**Collected data:**
• • •

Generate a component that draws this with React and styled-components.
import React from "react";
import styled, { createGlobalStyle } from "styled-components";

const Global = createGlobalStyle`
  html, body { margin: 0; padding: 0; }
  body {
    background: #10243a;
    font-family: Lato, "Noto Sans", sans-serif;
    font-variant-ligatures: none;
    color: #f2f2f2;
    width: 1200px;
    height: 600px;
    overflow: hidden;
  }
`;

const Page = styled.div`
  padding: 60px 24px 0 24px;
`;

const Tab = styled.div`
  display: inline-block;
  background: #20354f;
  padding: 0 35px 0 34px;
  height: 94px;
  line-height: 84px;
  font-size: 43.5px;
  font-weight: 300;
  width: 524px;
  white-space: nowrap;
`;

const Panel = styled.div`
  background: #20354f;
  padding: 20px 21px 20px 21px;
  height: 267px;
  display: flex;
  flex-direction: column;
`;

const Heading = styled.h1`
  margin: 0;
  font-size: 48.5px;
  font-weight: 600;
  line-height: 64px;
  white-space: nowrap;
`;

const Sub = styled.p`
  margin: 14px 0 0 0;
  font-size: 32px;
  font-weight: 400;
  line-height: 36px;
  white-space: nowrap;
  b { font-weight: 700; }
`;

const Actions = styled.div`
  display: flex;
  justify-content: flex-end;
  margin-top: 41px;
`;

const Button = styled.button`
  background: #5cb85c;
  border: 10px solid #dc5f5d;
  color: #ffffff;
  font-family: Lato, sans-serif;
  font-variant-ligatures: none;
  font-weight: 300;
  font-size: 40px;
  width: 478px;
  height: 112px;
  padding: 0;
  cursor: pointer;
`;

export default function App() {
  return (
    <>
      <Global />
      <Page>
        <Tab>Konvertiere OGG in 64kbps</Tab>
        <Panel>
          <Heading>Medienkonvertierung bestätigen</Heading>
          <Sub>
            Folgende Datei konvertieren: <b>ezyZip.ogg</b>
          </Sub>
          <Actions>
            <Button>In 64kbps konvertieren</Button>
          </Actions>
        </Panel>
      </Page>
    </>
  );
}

• • •

**Task details:** Select the lines that carry the string "components" and copy them.

**Solution for this task:**
Generate a component that draws this with React and styled-components.
import styled, { createGlobalStyle } from "styled-components";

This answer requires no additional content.